Il dolore è un tema delicato e faticoso e tutti entriamo in crisi quando il dolore ci colpisce.
Vorremmo delle risposte (ma è di risposte che abbiamo bisogno? No! Noi vogliamo non soffrire...) ma Dio tace e la Bibbia non ci aiuta molto.
La pagina di oggi è straordinaria e ci indica un percorso di riflessione.
Gesù, citando due noti eventi di cronaca dei suoi tempi, smonta una credenza popolare molto diffusa allora (e oggi). Un devoto medio pensava che le disgrazie, come appunto il crollo della torre di Siloe, punissero delle persone che – in qualche modo – avessero commesso degli orribili peccati. Così come la malattia, o l'handicap, la disgrazia era letta come un intervento corrucciato di Dio che, dall'altro della sua somma giustizia, scatenava la sua ira divina.
E se un bambino nasceva malato? Orribile ma coerente risposta: i colpevoli erano i suoi genitori. Nessuna pietà, quindi, per i malati, né comprensione per le vittime della repressione romana: se erano stati uccisi era a causa dei loro peccati.
Oggi non siamo più così crudeli e diretti, ma la sostanza non cambia.
Molte persone, nei momenti di dolore e di sofferenza, se la prendono con Dio che, evidentemente, non sa fare il suo mestiere.
Ciò che Gesù dice è sorprendente, sconcertante: la vita ha una sua logica, una sua libertà.
La causa del crollo della torre di Siloe è da imputarsi al calcolo delle strutture errato, o al lucro compiuto dall'impresa che ha usato materiali scadenti; l'intervento crudele dei romani è causa della loro politica di espansione che usa la violenza come strumento di oppressione.
Non esiste un intervento diretto e puntuale di Dio, le cose possiedono una loro autonomia e noi possiamo conoscerne le leggi.
Gesù ristabilisce le responsabilità: gran parte del dolore che viviamo ce lo siamo creato.
La croce ce la danno gli altri o ce la diamo noi stessi con uno sguardo contorto e mondano della realtà.

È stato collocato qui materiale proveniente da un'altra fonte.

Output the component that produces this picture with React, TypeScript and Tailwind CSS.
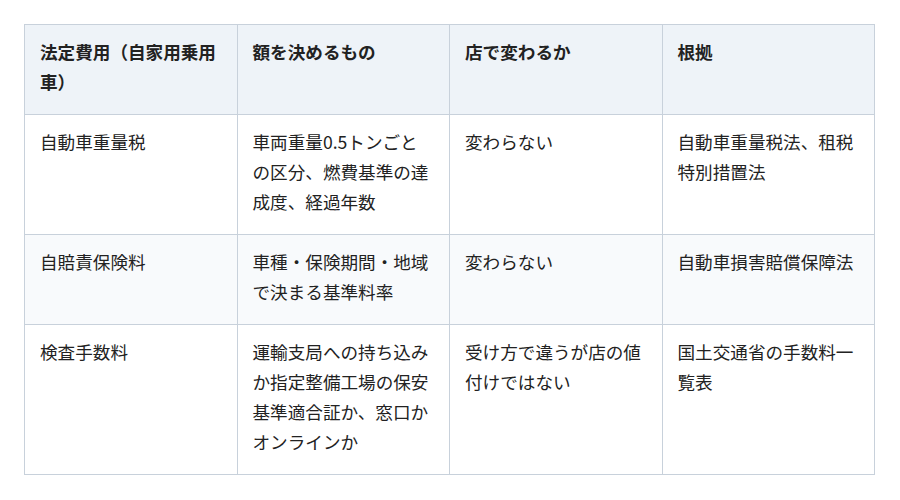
import React from "react";

const headers = ["法定費用（自家用乗用車）", "額を決めるもの", "店で変わるか", "根拠"];

const rows: string[][] = [
  [
    "自動車重量税",
    "車両重量0.5トンごとの区分、燃費基準の達成度、経過年数",
    "変わらない",
    "自動車重量税法、租税特別措置法",
  ],
  [
    "自賠責保険料",
    "車種・保険期間・地域で決まる基準料率",
    "変わらない",
    "自動車損害賠償保障法",
  ],
  [
    "検査手数料",
    "運輸支局への持ち込みか指定整備工場の保安基準適合証か、窓口かオンラインか",
    "受け方で違うが店の値付けではない",
    "国土交通省の手数料一覧表",
  ],
];

export default function App() {
  return (
    <div
      className="w-[900px] h-[500px] bg-white pt-[24px] pl-[24px]"
      style={{ fontFamily: '"Noto Sans CJK JP", "Noto Sans", sans-serif' }}
    >
      <table className="w-[851px] table-fixed border-collapse text-[17.6px] leading-[30px] text-[#222]">
        <thead>
          <tr className="bg-[#eef3f8]">
            {headers.map((h) => (
              <th
                key={h}
                className="border border-[#c8d1db] px-[15px] pt-[12px] pb-[17px] text-left align-top font-bold"
              >
                {h}
              </th>
            ))}
          </tr>
        </thead>
        <tbody>
          {rows.map((row, i) => (
            <tr key={i} className={i % 2 === 1 ? "bg-[#f8fafc]" : "bg-white"}>
              {row.map((cell, j) => (
                <td
                  key={j}
                  className="border border-[#c8d1db] px-[15px] pt-[12px] pb-[17px] align-top"
                >
                  {cell}
                </td>
              ))}
            </tr>
          ))}
        </tbody>
      </table>
    </div>
  );
}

Ho scoperto, dopo molti anni, che molti passano la vita a piallare e carteggiare la propria croce, attribuendone a Dio la responsabilità. [...]
Dio fa quel che può; anche lui si ferma di fronte alla nostra ostinazione e durezza di cuore.
Dio è limitato, quindi?
No, ma ferma la sua mano e ci lascia liberi, perché vuole dei figli, non dei sudditi.

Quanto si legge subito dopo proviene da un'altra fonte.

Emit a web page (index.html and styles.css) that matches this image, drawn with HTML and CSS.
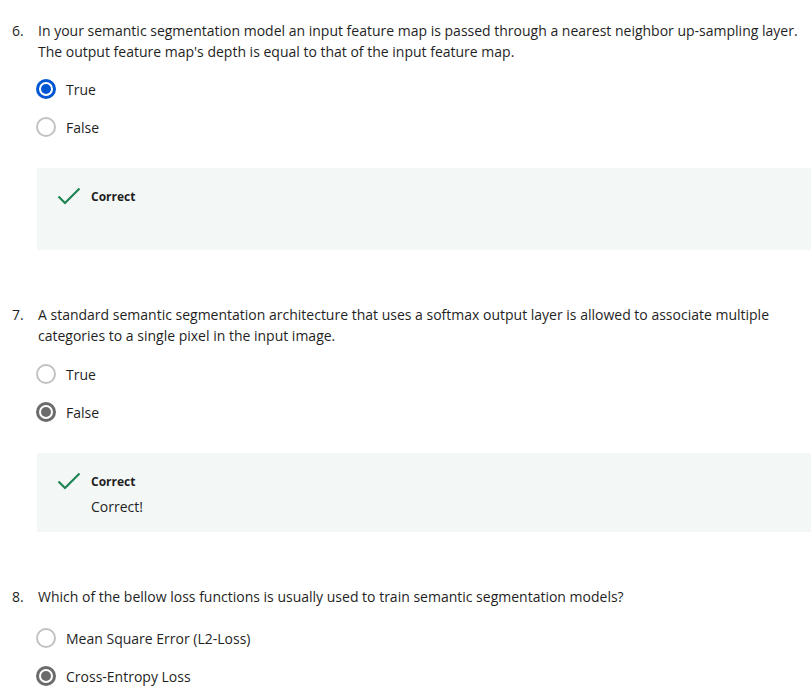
FILE: index.html
```html
<!DOCTYPE html>
<html>
<head>
<meta charset="utf-8">
<link rel="stylesheet" href="styles.css">
</head>
<body>
<div class="quiz">
  <section class="q q6">
    <div class="prompt"><span class="num">6.</span><div class="text">In your semantic segmentation model an input feature map is passed through a nearest neighbor up-sampling layer. The output feature map's depth is equal to that of the input feature map.</div></div>
    <div class="options opts-tight">
      <div class="opt"><span class="radio sel-blue"></span><span>True</span></div>
      <div class="opt"><span class="radio"></span><span>False</span></div>
    </div>
    <div class="feedback fb-empty">
      <div class="fb-head"><svg class="check" width="24" height="20" viewBox="0 0 24 20"><path d="M1.5 10.5 L8 17 L22.5 2.5" fill="none" stroke="#1f8354" stroke-width="2.2"/></svg><span class="fb-title">Correct</span></div>
      <div class="fb-text"></div>
    </div>
  </section>
  <section class="q">
    <div class="prompt"><span class="num">7.</span><div class="text">A standard semantic segmentation architecture that uses a softmax output layer is allowed to associate multiple categories to a single pixel in the input image.</div></div>
    <div class="options">
      <div class="opt"><span class="radio"></span><span>True</span></div>
      <div class="opt"><span class="radio sel-gray"></span><span>False</span></div>
    </div>
    <div class="feedback">
      <div class="fb-head"><svg class="check" width="24" height="20" viewBox="0 0 24 20"><path d="M1.5 10.5 L8 17 L22.5 2.5" fill="none" stroke="#1f8354" stroke-width="2.2"/></svg><span class="fb-title">Correct</span></div>
      <div class="fb-text">Correct!</div>
    </div>
  </section>
  <section class="q">
    <div class="prompt"><span class="num">8.</span><div class="text">Which of the bellow loss functions is usually used to train semantic segmentation models?</div></div>
    <div class="options opts-loose">
      <div class="opt"><span class="radio"></span><span>Mean Square Error (L2-Loss)</span></div>
      <div class="opt"><span class="radio sel-gray"></span><span>Cross-Entropy Loss</span></div>
    </div>
  </section>
</div>
</body>
</html>
```
FILE: styles.css
```css
html, body {
  margin: 0;
  padding: 0;
  background: #ffffff;
}
body {
  font-family: "Open Sans", "Liberation Sans", sans-serif;
  font-size: 14px;
  line-height: 21px;
  color: #1f1f1f;
  overflow: hidden;
}
.quiz {
  padding-top: 20px;
}
.q {
  margin-bottom: 54px;
}
.prompt {
  display: flex;
  padding-left: 12px;
  padding-right: 8px;
}
.num {
  width: 26px;
  flex: none;
}
.text {
  flex: 1;
}
.options {
  margin-top: 9px;
  padding-left: 36px;
}
.options.opts-tight {
  margin-top: 8px;
}
.options.opts-loose {
  margin-top: 12px;
}
.opt {
  display: flex;
  align-items: center;
  gap: 10px;
  height: 38px;
}
.radio {
  width: 20px;
  height: 20px;
  box-sizing: border-box;
  border-radius: 50%;
  border: 2px solid #c2c2c2;
  flex: none;
  display: flex;
  align-items: center;
  justify-content: center;
}
.radio.sel-blue {
  border: 3px solid #0056d2;
}
.radio.sel-blue::after {
  content: "";
  width: 10px;
  height: 10px;
  border-radius: 50%;
  background: #0056d2;
}
.radio.sel-gray {
  border: 3px solid #6b6b6b;
}
.radio.sel-gray::after {
  content: "";
  width: 10px;
  height: 10px;
  border-radius: 50%;
  background: #6b6b6b;
}
.feedback {
  margin-top: 22px;
  margin-left: 37px;
  background: #f3f8f6;
  padding: 18px 20px 15px 20px;
}
.fb-empty {
  padding-bottom: 18px;
}
.fb-head {
  display: flex;
  align-items: center;
  height: 20px;
}
.check {
  display: block;
  margin-right: 10px;
}
.fb-title {
  font-size: 12px;
  font-weight: 700;
  color: #1f1f1f;
}
.fb-text {
  margin-top: 6px;
  padding-left: 34px;
  line-height: 20px;
  min-height: 20px;
}
```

E, conclude Gesù, noi discepoli siamo chiamati a leggere questi eventi disastrosi come un monito che la vita, non Dio, ci fa: sotto la torre crollata potremmo esserci noi.
Il tempo è serenamente fugace, amici, tragicamente breve, approfittiamo di questi giorni come giorni di salvezza e di conversione, non aspettiamo, non temporeggiamo.